Build a FirebaseVisionFaceDetector

The simplest and quickest way to get a detector is to get a detector that uses the defaults for all the options.

val detector = FirebaseVision.getInstance().getVisionFaceDetector()

You could also customize the detector to detect different things or to opt-in or out of things that fit your specific use case by supplying a FirebaseVisionFaceDetectorOptions.

val options = FirebaseVisionFaceDetectorOptions.Builder()
    .setModeType(ACCURATE_MODE)
    .setLandmarkType(ALL_LANDMARKS)
    .setClassificationType(ALL_CLASSIFICATIONS)
    .setMinFaceSize(0.15f)
    .setTrackingEnabled(true)
    .build()val detector = FirebaseVision.getInstance().getVisionFaceDetector(options)

Most of these options are self-explanatory, but we’ll look at a few of the common options( the rest can be found in the well-written docs).

modeType- FAST_MODE or ACCURATE_MODE (trade off between speed and accuracy)
landmarkType- NO_LANDMARKS or ALL_LANDMARKS (location of eyes,nose, etc)
classificationType- NO_CLASSIFICATIONS or ALL_CLASSIFICATIONS (probability of smiling/eyes open)

Now that we have a detector (default or customized), let’s check out all of its public API.

As you can see, the API is straight forward. You can either detectInImage or close. To be able to detect we need a FirebaseVisionImage.

Convert an image to a FirebaseVisionImage

The SDK provides some functions used to transform most image formats you have/deal with into a FirebaseVisionImage.

Bitmap FirebaseVisionImage.fromBitmap(bitmap)
media.image FirebaseVisionImage.fromMediaImage(mediaImage, rotation)
Byte buffer/array FirebaseVisionImage.fromByteBuffer(buffer, metadata)
File FirebaseVisionImage.fromFilePath(context, uri)

Each one is handled slightly different. For example, media.image, which is used to get images from the device’s camera, has to worry about the specific rotation that is used and rotation is specific to the device.

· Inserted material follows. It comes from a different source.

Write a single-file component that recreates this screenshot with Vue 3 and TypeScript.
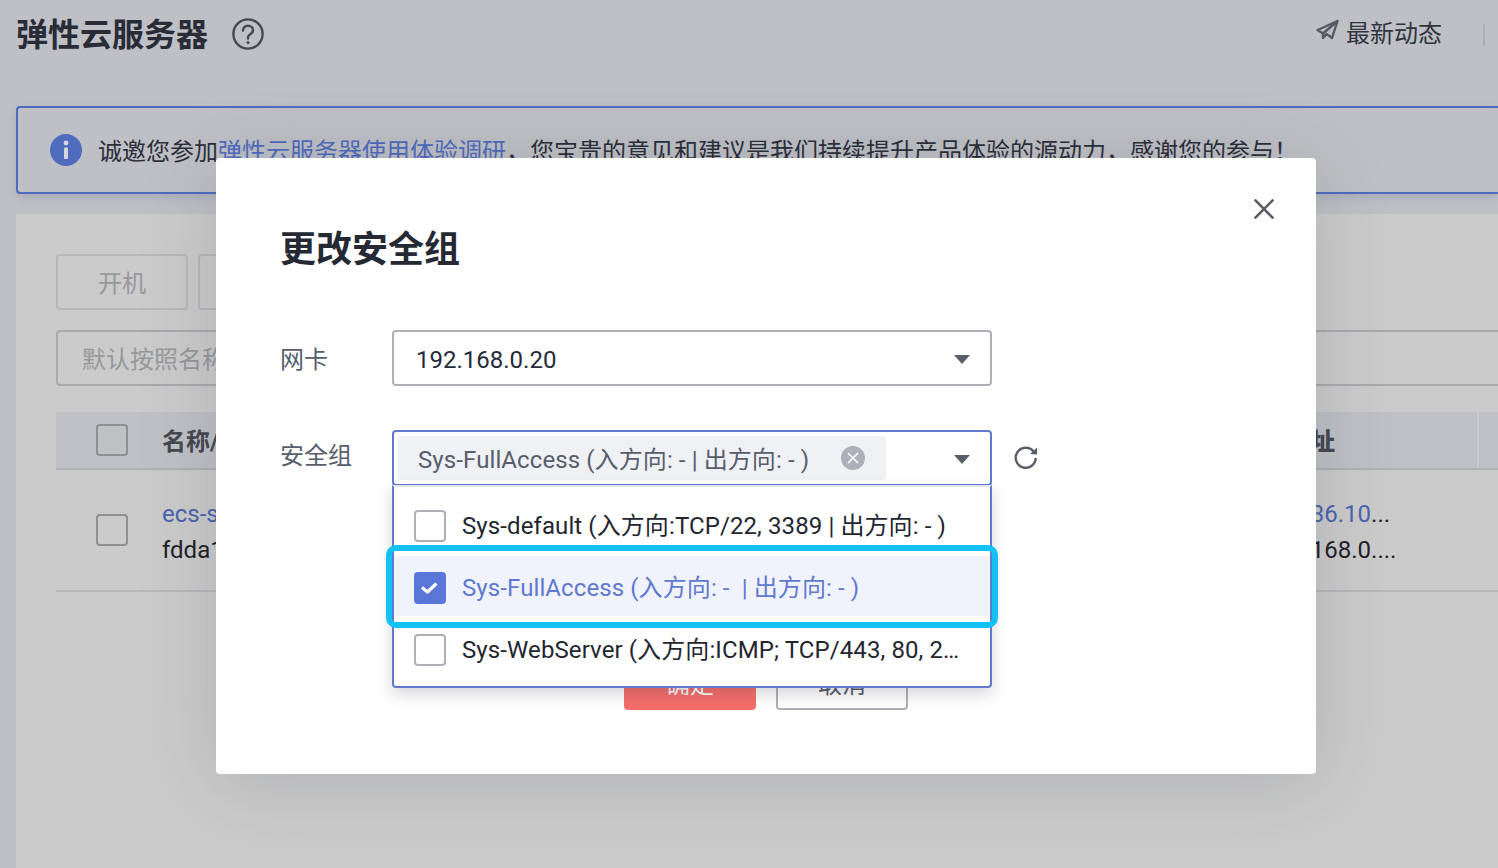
<script setup lang="ts">
interface Option {
  label: string
  checked: boolean
}

const options: Option[] = [
  { label: 'Sys-default (入方向:TCP/22, 3389 | 出方向: - )', checked: false },
  { label: 'Sys-FullAccess (入方向: -  | 出方向: - )', checked: true },
  { label: 'Sys-WebServer (入方向:ICMP; TCP/443, 80, 22, 3389 | 出方向: - )', checked: false },
]
</script>

<template>
  <div class="page">
    <header class="topbar">
      <div class="title-wrap">
        <h1 class="page-title">弹性云服务器</h1>
        <svg class="help" width="32" height="32" viewBox="0 0 32 32" fill="none" stroke="#454850" stroke-width="2.4">
          <circle cx="16" cy="16" r="14.6" />
          <path d="M11 12.5c0-3 2.300-4.800 5-4.800s5 1.800 5 4.500c0 2-1.200 3-2.800 4-1.400.9-2.200 1.600-2.200 3.300v1" stroke-linecap="round" />
          <circle cx="16" cy="24.500" r="1.500" fill="#454850" stroke="none" />
        </svg>
      </div>
      <div class="top-actions">
        <svg class="plane" width="24" height="24" viewBox="0 0 24 24" fill="none" stroke="#555965" stroke-width="2.400" stroke-linejoin="round">
          <path d="M22.500 2 2.500 11 8 14.500V19l3.500-4 5.500 4L22.500 2Z" />
          <path d="M22.500 2 8 14.500" />
        </svg>
        <span class="news">最新动态</span>
        <span class="divider"></span>
      </div>
    </header>

    <section class="notice">
      <svg class="info" width="32" height="32" viewBox="0 0 32 32">
        <circle cx="16" cy="16" r="16" fill="#4f6bbd" />
        <circle cx="16" cy="9" r="2.400" fill="#d4d7df" />
        <rect x="14" y="13.500" width="4" height="11.500" rx="1" fill="#d4d7df" />
      </svg>
      <p class="notice-text">诚邀您参加<span class="notice-link">弹性云服务器使用体验调研</span>，您宝贵的意见和建议是我们持续提升产品体验的源动力，感谢您的参与！</p>
    </section>

    <main class="panel">
      <div class="toolbar">
        <button class="ghost-btn">开机</button>
        <button class="ghost-btn">关机</button>
      </div>
      <div class="search">默认按照名称搜索</div>
      <div class="table">
        <div class="thead">
          <span class="cell-check"><i class="box"></i></span>
          <span class="cell-name">名称/ID</span>
          <span class="cell-addr"><b>IP地址</b></span>
          <span class="cell-rest"></span>
        </div>
        <div class="tbody-row">
          <span class="cell-check"><i class="box"></i></span>
          <span class="cell-name stack">
            <a>ecs-server</a>
            <span>fdda1c02</span>
          </span>
          <span class="cell-addr stack">
            <span class="addr-line"><a>121.36.10</a>...</span>
            <span class="addr-line">192.168.0....</span>
          </span>
          <span class="cell-rest"></span>
        </div>
      </div>
    </main>

    <div class="overlay">
      <div class="dialog">
        <svg class="close" width="20" height="20" viewBox="0 0 20 20" stroke="#5a5e6b" stroke-width="2.600" stroke-linecap="square">
          <path d="M1.500 1.500 18.500 18.500M18.500 1.500 1.500 18.500" />
        </svg>
        <h2 class="dialog-title">更改安全组</h2>

        <div class="form-row first">
          <label class="form-label label-top">网卡</label>
          <div class="select">
            <span class="select-value">192.168.0.20</span>
            <i class="caret"></i>
          </div>
        </div>

        <div class="form-row second">
          <label class="form-label label-bottom">安全组</label>
          <div class="select-wrap">
            <div class="select open">
              <span class="tag">
                <span class="tag-text">Sys-FullAccess (入方向: - | 出方向: - )</span>
                <svg class="tag-x" width="24" height="24" viewBox="0 0 24 24">
                  <circle cx="12" cy="12" r="12" fill="#adb0b8" />
                  <path d="M7 7l10 10M17 7 7 17" stroke="#fff" stroke-width="1.600" />
                </svg>
              </span>
              <i class="caret"></i>
            </div>
            <div class="dropdown">
              <div v-for="o in options" :key="o.label" class="option" :class="{ selected: o.checked }">
                <span class="check" :class="{ on: o.checked }">
                  <svg v-if="o.checked" width="20" height="20" viewBox="0 0 20 20" fill="none" stroke="#fff" stroke-width="3.200" stroke-linejoin="round">
                    <path d="M2 9.500 7.500 14 16.500 5.500" />
                  </svg>
                </span>
                <span class="option-text">{{ o.label }}</span>
              </div>
            </div>
            <div class="highlight"></div>
          </div>
          <svg class="refresh" width="26" height="26" viewBox="0 0 26 26" fill="none" stroke="#5a5e6b" stroke-width="2.400">
            <path d="M20.500 7.500A10 10 0 1 0 22.700 14" />
            <path d="M24 3.500v7l-7-.5Z" fill="#5a5e6b" stroke="none" />
          </svg>
        </div>

        <div class="actions">
          <button class="btn-ok">确定</button>
          <button class="btn-cancel">取消</button>
        </div>
      </div>
    </div>
  </div>
</template>

<style>
html,
body {
  margin: 0;
  overflow: hidden;
}
</style>

<style scoped>
.page {
  position: relative;
  width: 1498px;
  height: 868px;
  overflow: hidden;
  background: #bec0c5;
  font-family: Roboto, "Noto Sans CJK SC", sans-serif;
  font-size: 24px;
  color: #23262f;
}
.topbar {
  height: 106px;
  display: flex;
  align-items: flex-start;
  justify-content: space-between;
  box-sizing: border-box;
  padding: 11px 13px 0 16px;
}
.title-wrap {
  display: flex;
  align-items: center;
  gap: 24px;
  height: 46px;
}
.page-title {
  margin: 2px 0 0;
  font-size: 32px;
  line-height: 46px;
  font-weight: 700;
  color: #292c37;
}
.top-actions {
  display: flex;
  align-items: center;
  height: 40px;
}
.plane {
  margin-right: 7px;
}
.news {
  color: #30333e;
}
.divider {
  width: 2px;
  height: 22px;
  margin: 7px 0 0 41px;
  background: #acafb6;
}
.notice {
  display: flex;
  align-items: center;
  box-sizing: border-box;
  height: 88px;
  margin-left: 16px;
  padding-left: 32px;
  border: 2px solid #4f6bbd;
  border-right: 0;
  border-radius: 4px 0 0 4px;
  box-shadow: 0 4px 8px rgba(60, 70, 100, 0.14);
}
.info {
  flex: none;
}
.notice-text {
  margin: 0 0 2px 16px;
  white-space: nowrap;
  color: #2c2f3a;
}
.notice-link {
  color: #4f6bbd;
}
.panel {
  margin: 20px 0 0 16px;
  box-sizing: border-box;
  height: 654px;
  padding: 40px 0 0 40px;
  background: #cbcbcb;
}
.toolbar {
  display: flex;
  gap: 10px;
}
.ghost-btn {
  width: 132px;
  height: 56px;
  padding: 0 0 2px;
  border: 2px solid #b7b8bb;
  border-radius: 4px;
  background: transparent;
  font: inherit;
  color: #97989c;
}
.search {
  box-sizing: border-box;
  height: 56px;
  margin-top: 20px;
  padding-left: 24px;
  line-height: 56px;
  border: 2px solid #a9aaae;
  border-right: 0;
  border-radius: 4px 0 0 4px;
  color: #97989c;
}
.table {
  margin-top: 26px;
}
.thead,
.tbody-row {
  display: grid;
  box-sizing: border-box;
  grid-template-columns: 106px 1102px 213px 1fr;
  align-items: center;
}
.thead {
  height: 58px;
  background: #bfc1c6;
  border-bottom: 2px solid #adafb4;
  font-weight: 700;
  color: #45484f;
}
.thead .cell-name,
.thead .cell-addr {
  padding-bottom: 2px;
}
.tbody-row {
  height: 122px;
  border-bottom: 2px solid #b7b8bb;
  color: #1f2128;
}
.cell-check {
  display: flex;
  padding-left: 40px;
}
.box {
  display: block;
  box-sizing: border-box;
  width: 32px;
  height: 32px;
  border: 2px solid #8e8f93;
  border-radius: 4px;
}
.cell-addr {
  align-self: stretch;
  display: flex;
  align-items: center;
  white-space: nowrap;
}
.cell-rest {
  align-self: stretch;
}
.thead .cell-rest {
  border-left: 2px solid #cbcbcb;
}
.stack {
  display: flex;
  flex-direction: column;
  justify-content: center;
  align-items: flex-start;
  padding-top: 4px;
  line-height: 36px;
}
.stack a {
  color: #4a64ad;
}
.overlay {
  position: absolute;
  inset: 0;
}
.dialog {
  position: absolute;
  left: 216px;
  top: 158px;
  box-sizing: border-box;
  width: 1100px;
  height: 616px;
  padding: 64px 0 0 64px;
  border-radius: 4px;
  background: #fff;
  box-shadow: 0 8px 80px rgba(40, 44, 60, 0.16);
}
.close {
  position: absolute;
  right: 42px;
  top: 41px;
}
.dialog-title {
  margin: 0;
  font-size: 36px;
  line-height: 56px;
  font-weight: 700;
  color: #252933;
}
.form-row {
  display: flex;
  align-items: flex-start;
}
.form-row.first {
  margin-top: 52px;
}
.form-row.second {
  margin-top: 40px;
}
.form-label {
  width: 112px;
  flex: none;
  color: #575d6c;
}
.label-top {
  line-height: 60px;
}
.label-bottom {
  line-height: 52px;
}
.select-wrap {
  position: relative;
  z-index: 2;
  width: 600px;
}
.select {
  position: relative;
  display: flex;
  align-items: center;
  box-sizing: border-box;
  width: 600px;
  height: 56px;
  padding-left: 22px;
  border: 2px solid #adb0b8;
  border-radius: 4px;
}
.select.open {
  padding-left: 4px;
  border-color: #5f79cf;
}
.select-value {
  padding-top: 4px;
  color: #252b3a;
}
.caret {
  position: absolute;
  right: 20px;
  top: 23px;
  width: 0;
  height: 0;
  border-left: 8px solid transparent;
  border-right: 8px solid transparent;
  border-top: 9px solid #5a5e6b;
}
.tag {
  display: flex;
  align-items: center;
  box-sizing: border-box;
  width: 488px;
  height: 44px;
  padding-left: 20px;
  border-radius: 4px;
  background: #f0f1f5;
  color: #575d6c;
  letter-spacing: 0.1px;
}
.tag-text {
  padding-bottom: 2px;
}
.tag-x {
  margin-left: auto;
  margin-right: 21px;
}
.dropdown {
  position: absolute;
  left: 0;
  right: 0;
  top: 55px;
  box-sizing: border-box;
  height: 203px;
  padding-top: 9px;
  background: #fff;
  border: 2px solid #5f79cf;
  border-top: 2px solid #e4e5ea;
  border-radius: 0 0 4px 4px;
  box-shadow: 0 6px 16px rgba(40, 44, 60, 0.2);
}
.option {
  display: flex;
  align-items: center;
  box-sizing: border-box;
  height: 60px;
  padding: 0 30px 0 20px;
  letter-spacing: 0.1px;
}
.option.selected {
  margin-bottom: 4px;
  padding-top: 4px;
  background: #f0f3fb;
  color: #5f79cf;
}
.check {
  flex: none;
  display: flex;
  align-items: center;
  justify-content: center;
  box-sizing: border-box;
  width: 32px;
  height: 32px;
  margin-right: 16px;
  border: 2px solid #adb0b8;
  border-radius: 4px;
  background: #fff;
}
.check.on {
  border-color: #5b76d9;
  background: #5b76d9;
}
.option-text {
  overflow: hidden;
  padding-bottom: 6px;
  white-space: pre;
  text-overflow: ellipsis;
}
.highlight {
  position: absolute;
  left: -6px;
  right: -6px;
  top: 115px;
  height: 83px;
  box-sizing: border-box;
  border: 6px solid #12c2f7;
  border-radius: 10px;
  pointer-events: none;
}
.refresh {
  margin: 14px 0 0 21px;
}
.actions {
  position: absolute;
  left: 408px;
  top: 496px;
  display: flex;
  gap: 20px;
}
.btn-ok,
.btn-cancel {
  width: 132px;
  height: 56px;
  border-radius: 4px;
  font: inherit;
  padding: 0;
}
.btn-ok {
  border: 0;
  background: #f66f6a;
  color: #fff;
}
.btn-cancel {
  border: 2px solid #adb0b8;
  background: #fff;
  color: #575d6c;
}
</style>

Get detected FirebaseVisionFace(s)

So we now have a detector (whether or not you customized it) and we’ve converted our image into a format that the detector understands. All that’s left is to get the result. So, let’s detect!

val result: Task<MutableList<FirebaseVisionFace>> = detectInImage(firebaseVisionImage)
.addOnSuccessListener {faces: MutableList<FirebaseVisionFace> -> //}
.addOnFailureListener { e: Exception -> //}

The failure listener is where you would get the “model hasn’t finished downloading” error if … the model hasn’t finished downloading

A couple things to note:

the detect method returns a Task and
it detects multiple faces.

A task is a common Google API that represents an asynchronous operation.

Let’s look at a couple ways to pull data out of a face.

onFace(face: FirebaseVisionFace) {
    face.boundingBox // Rect
    face.headEulerAngleY // head tilt
    face.headEulerAngleZ // head tilt

// classifications (setClassificationType(ALL_CLASSIFICATIONS))
    face.leftEyeOpenProbability
    face.rightEyeOpenProbability
    face.smilingProbability

// tracking (options.setTrackingEnabled(true))
    face.trackingId

// landmarks (options.setLandmarkType(ALL_LANDMARKS))
    face.getLandmark(Landmark.BOTTOM_MOUTH) // other landmarks
}

Summary

ML Kit’s face detection API is an extremely simple but has the potential to create powerful and never before seen applications.

A use case that naturally flows from being able to detect a face in an image is the ability to crop those images to just include a user’s face. Although this was previously possible I don’t think it has ever been as easy to implement for any app developer.

Another feature that could be implemented with this SDK is the ability to overlay 3D models or UI elements over certain sections (landmarks) of faces detected.

Given this simple SDK and these use cases I think it’s easy to see how these can be implemented in an intuitive way.

The only thing that seems a little bit difficult right now is detecting faces in a video, but even this becomes slightly easier by using the CameraSource class from the vision API which provides helpful abstractions used to plug in a detector and get a stream of frames.

cameraSource = CameraSource.Builder(this, detector)
    .setRequestedPreviewSize(640, 480)
    .setFacing(CameraSource.CAMERA_FACING_BACK)
    .setRequestedFps(24.0f)
    .build()

CameraSource is actually a class from the now deprecated Vision API (predecessor to ML Kit) but it still is possible to wrap ML Kit’s detector in a detector class that is compatible.